Saturday, September 27, 2014

Kirby Kid's Advice: Inkjet interplay


Here's another one stripped out from Kirby Kid's precious feedback:

the double ink jar obstacle could be tuned better so that the player waits less. the rhythm/timing challenge here is pretty complex (two objects moving and attacking at different rate). Also when the ink rises jumping into these jars is difficult when they go under the ink.
Pas évident, hein, les doubles encriers ? Selon Kirby Kid, ça vaudrait la peine d'en ajuster le rythme pour que le joueur ait moins besoin d'attendre. Effectivement, si on essaie de passer en force ou en vitesse ce genre d'obstacle, ça se finit généralement dans une mare d'encre. Même pour moi. Dommage pour un jeu de course ?

Yeah, that's quite true, I have to admit. Whenever I fail myself at *deline's level, that's in the only part she has not been involved in: the double inkjets. Same for the later level. I hadn't bother this far because I'm not that good at video game, so it sounds natural to me when there's some place where I often fail.

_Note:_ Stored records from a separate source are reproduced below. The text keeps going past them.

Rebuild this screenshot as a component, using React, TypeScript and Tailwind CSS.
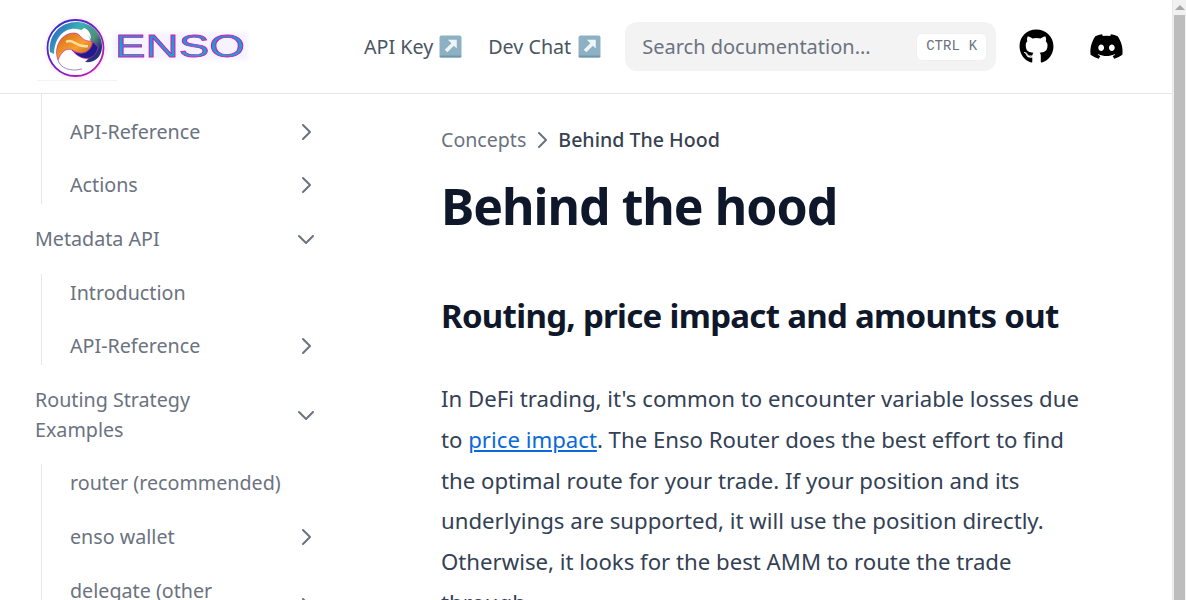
import React from "react";
import { FaGithub, FaDiscord } from "react-icons/fa";

function Arrow() {
  return (
    <svg width="23" height="23" viewBox="0 0 22 22" className="shrink-0">
      <rect x="0.5" y="0.5" width="21" height="21" rx="2" fill="#8db0c2" />
      <rect x="0.5" y="19.5" width="21" height="2" rx="1" fill="#6f97ab" />
      <path d="M8.5 4.5H17V13L14.2 10.2L8 16.5L5.5 14L11.8 7.8Z" fill="#eef5f8" />
    </svg>
  );
}

function Logo() {
  return (
    <svg width="215" height="84" viewBox="35 5 215 84" className="shrink-0">
      <defs>
        <linearGradient id="ring" x1="0" y1="0" x2="1" y2="1">
          <stop offset="0" stopColor="#1a30d8" />
          <stop offset="0.5" stopColor="#7a1cc8" />
          <stop offset="1" stopColor="#d820b0" />
        </linearGradient>
        <linearGradient id="band" x1="0" y1="0" x2="1" y2="0.6">
          <stop offset="0" stopColor="#2848c8" />
          <stop offset="0.45" stopColor="#38b0b8" />
          <stop offset="0.8" stopColor="#4f8f78" />
          <stop offset="1" stopColor="#24307a" />
        </linearGradient>
        <linearGradient id="fire" x1="0" y1="0" x2="1" y2="1">
          <stop offset="0" stopColor="#d06414" />
          <stop offset="0.55" stopColor="#f8a030" />
          <stop offset="1" stopColor="#a85020" />
        </linearGradient>
        <linearGradient id="word" x1="0" y1="0" x2="0" y2="1">
          <stop offset="0" stopColor="#1f8ee0" />
          <stop offset="1" stopColor="#18a8d8" />
        </linearGradient>
        <filter id="soft" x="-10%" y="-10%" width="120%" height="120%">
          <feGaussianBlur stdDeviation="0.45" />
        </filter>
        <filter id="halo" x="-20%" y="-20%" width="140%" height="140%">
          <feGaussianBlur stdDeviation="2" />
        </filter>
      </defs>
      <circle cx="75.5" cy="48" r="30" fill="#fbe6f4" filter="url(#halo)" />
      <circle cx="75.5" cy="48" r="28" fill="#ffffff" />
      <rect x="113" y="32" width="135" height="28" fill="#f6f3ff" filter="url(#halo)" />
      <rect x="37" y="80" width="80" height="1" fill="#fbeefa" />
      <g filter="url(#soft)">
        <circle cx="75.5" cy="48" r="28" fill="none" stroke="url(#ring)" strokeWidth="1.8" />
        <path d="M50 52C48 32 64 21 78 22C93 23 103 35 102 48C101 58 94 63 85 62C93 56 95 41 85 32C72 24 55 31 54 54Z" fill="url(#band)" />
        <path d="M84 28C89 30 91 34 91 39C88 35 85 33 80 31Z" fill="#ffffff" />
        <path d="M58 60C53 46 62 33 74 33C82 33 80 42 92 41C93 53 82 56 74 51C68 47 62 50 58 60Z" fill="url(#fire)" stroke="#c020a0" strokeWidth="0.6" />
        <path d="M66 42C74 38 76 48 88 46" fill="none" stroke="#ffe0a0" strokeWidth="2.4" />
        <path d="M72 50C80 56 90 54 93 42L98 47C96 60 82 63 72 50Z" fill="#1c1c8c" stroke="#d020a8" strokeWidth="0.7" />
        <path d="M58 60C60 68 70 72 82 69" fill="none" stroke="#9a7ab0" strokeWidth="0.9" />
        <text
          x="115"
          y="57"
          textLength="130"
          lengthAdjust="spacingAndGlyphs"
          fontFamily="Liberation Sans, sans-serif"
          fontSize="32"
          fill="url(#word)"
          stroke="#d01ea8"
          strokeWidth="0.8"
        >
          ENSO
        </text>
      </g>
    </svg>
  );
}

function Chevron({ down = false }: { down?: boolean }) {
  return (
    <svg
      width="24"
      height="24"
      viewBox="0 0 24 24"
      fill="none"
      stroke="#6b7280"
      strokeWidth="2"
      strokeLinecap="round"
      strokeLinejoin="round"
      className={down ? "shrink-0 rotate-90" : "shrink-0"}
    >
      <path d="M9 5l7 7-7 7" />
    </svg>
  );
}

function Row({ label, open, arrow, inner }: { label: React.ReactNode; open?: boolean; arrow?: boolean; inner?: boolean }) {
  return (
    <div className={`flex items-center justify-between py-1 text-[19.7px] leading-[30px] text-[#6b7280] ${inner ? "pl-[28px]" : "pl-[35px]"}`}>
      <span className="w-[215px]">{label}</span>
      {(arrow || open) && <Chevron down={open} />}
    </div>
  );
}

function Group({ children, first }: { children: React.ReactNode; first?: boolean }) {
  return (
    <div className={`ml-[41px] flex flex-col gap-[15.6px] border-l border-[#e5e7eb] ${first ? "pt-[18.9px]" : ""}`}>
      {children}
    </div>
  );
}

export default function App() {
  return (
    <div className="flex h-[600px] overflow-hidden bg-white" style={{ fontFamily: '"Noto Sans", sans-serif' }}>
      <div className="flex w-[1172px] flex-col">
        <header className="flex h-[94px] shrink-0 items-center border-b border-[#e5e7eb] pl-[35px]">
          <Logo />
          <nav className="ml-[114px] flex items-center gap-[26px] text-[19.7px] text-[#4b5563]">
            <span className="flex items-center gap-[6px]">API Key <Arrow /></span>
            <span className="flex items-center gap-[7px]">Dev Chat <Arrow /></span>
          </nav>
          <div className="ml-[24px] flex h-[49px] w-[371px] items-center justify-between rounded-xl bg-[#f3f3f3] pl-[17px] pr-[9px] text-[20px] text-[#6b7280]">
            <span>Search documentation…</span>
            <kbd className="flex h-[28px] w-[71px] items-center justify-center gap-[9px] rounded-md border border-[#f0f0f0] bg-white text-[14px] text-[#6b7280]" style={{ fontFamily: '"Liberation Mono", monospace' }}>
              <span>CTRL</span><span>K</span>
            </kbd>
          </div>
          <FaGithub className="ml-[23px] text-[35px] text-black" />
          <FaDiscord className="ml-[35px] text-[35px] text-black" />
        </header>
        <div className="flex min-h-0 flex-1">
          <aside className="flex w-[340px] shrink-0 flex-col gap-[15.6px] pr-[22px]">
            <Group first>
              <Row inner arrow label="API-Reference" />
              <Row inner arrow label="Actions" />
            </Group>
            <Row open label="Metadata API" />
            <Group>
              <Row inner label="Introduction" />
              <Row inner arrow label="API-Reference" />
            </Group>
            <Row open label="Routing Strategy Examples" />
            <Group>
              <Row inner label="router (recommended)" />
              <Row inner arrow label="enso wallet" />
              <Row inner arrow label="delegate (other consumers)" />
            </Group>
          </aside>
          <main className="min-w-0 flex-1 pl-[101px] pr-[77px] pt-[31px]">
            <div className="flex items-center text-[19.6px] leading-[30px] text-[#6b7280]">
              <span>Concepts</span>
              <span className="mx-[4px]"><Chevron /></span>
              <span className="font-medium text-[#374151]">Behind The Hood</span>
            </div>
            <h1 className="mt-[19px] text-[50px] font-bold leading-[64px] tracking-[-1px] text-[#0f172a]">Behind the hood</h1>
            <h2 className="mt-[56px] text-[33px] font-bold leading-[44px] tracking-[-0.7px] text-[#0f172a]">Routing, price impact and amounts out</h2>
            <p className="mt-[41px] text-[22.2px] leading-[40.8px] text-[#334155]">
              In DeFi trading, it's common to encounter variable losses due to <span className="text-[#0969da] underline">price impact</span>. The Enso Router does the best effort to find the optimal route for your trade. If your position and its underlyings are supported, it will use the position directly. Otherwise, it looks for the best AMM to route the trade through.
            </p>
          </main>
        </div>
      </div>
      <div className="flex w-[14px] flex-col items-center border-l border-[#e8e8e8] bg-[#f1f1f1]">
        <div className="mt-[5px] h-0 w-0 border-x-[5px] border-b-[5px] border-x-transparent border-b-[#a8a8a8]" />
        <div className="mt-[5px] w-[11px] flex-1 bg-[#bdbdbd]" />
      </div>
    </div>
  );
}
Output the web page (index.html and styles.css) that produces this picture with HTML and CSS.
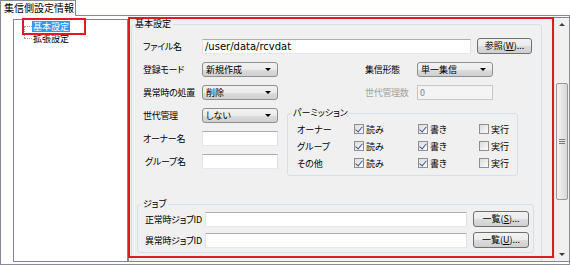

Now, there's one easy way I could increase the chance the player goes through such challenge: allow him to undermine it. If only Bilou had the opportunity to stun inkjets by throwing him a dumblador, that would ease moving through. You wouldn't need to time your jumps because inkjet would stay in-place.

Mais je coince un peu: je ne vois pas bien à quels ajustements procéder. Permettre de simplifier le challenge, ça oui. Il me suffit de permettre au joueur d'assomer les encriers qui resteraient alors gentiment sur place, sans plus jeter d'encre. On redescend à un mode plus simple avec un encrier immobile et un mobile, une seule source de goutelettes. Mais est-ce bien à ce genre de solution que Kirby Kid pensait ?



You wouldn't have to fear droplets either. Of course, when there's two of them, only one would be disabled that way, but that would still be better than trying to hop here and there to dodge droplets.

L'autre explication possible, c'est qu'avec leur façon de monter et descendre depuis le début du niveau, mes encriers se trouvent dans un état trop imprévisible au moment où le joueur les rejoints. Le moindre petit retard accumulé et il n'y a plus moyen de se fier à sa mémoire: il faut obligatoirement observer les encriers, repérer le rythme de leurs tirs (qui dépend de la distance qu'ils parcourent) et se faufiler entre les gouttes.

 
Now, the point I cannot solve is whether that would be solving the "tuning" issue mentioned by Richard. But what could I tune better ? Inkjet's speed doesn't seem too fast, they typically throw once moving up and once moving down. The moment when they'll prepare their blow is constant related to the moment where they turn back, so you *can* learn it from observing, but it will be harder to use this knowledge from one inkjet to the next, since the position of your platform compared to their turn-back position is variable.

Comparativement, tous les Marios sur 8 et 16 bits n'auraient activé le comportement des encriers qu'après que Bilou s'en soit suffisamment approché. En dosant la vitesse à laquelle il avance, le joueur peut alors "manipuler" leur comportement et les forcer à adopter un schéma qui est plus à son avantage. J'avoue, c'est surtout une technique de speedrunner, et j'aurais tendance à la trouver plus perturbante qu'amicale, mais au moins ça donne une possibilté de contrôle bienvenue dans ce genre de situation.

One thing that differs from typical Mario games, is that inkjets are active as soon as the level starts. In comparison, all 2D Mario games built before 1995 were technically limited to a dozen of active sprites. Anything that was moved offscreen from a sufficient distance was "deactivated" and monsters -- but also moving platforms -- start activating when the screen approach them. Here, the player will see them at a random initial position because their position depends on the number of frames spent to get there. Comparatively, in Mario, you'd see them at a position that only depend on how fast you were moving when approaching them. Is this what I'm missing ? 
The ink is interesting to avoid in the air. Once it hits the ground, the player has successfully dodged. If the ink hurts on the ground, the player just waits around for the coast to clear.
This has been easily fixed. Now the ink only hurts in the air, no longer on the ground. For the "rush" type of game, this is definitely not deconstructing any of the challenge.

2 comments:

Kirby Kid said...

Nice article. Your suggestions would help. But you can simply not let the ink jars move up so high and down so low. You can also give the player more air control when shot out of the jar (or more air control in general for the whole game). That should help a lot.

PypeBros said...

NB: increasing the delay-before-shoot rather than reseting-it might give more interesting behaviours.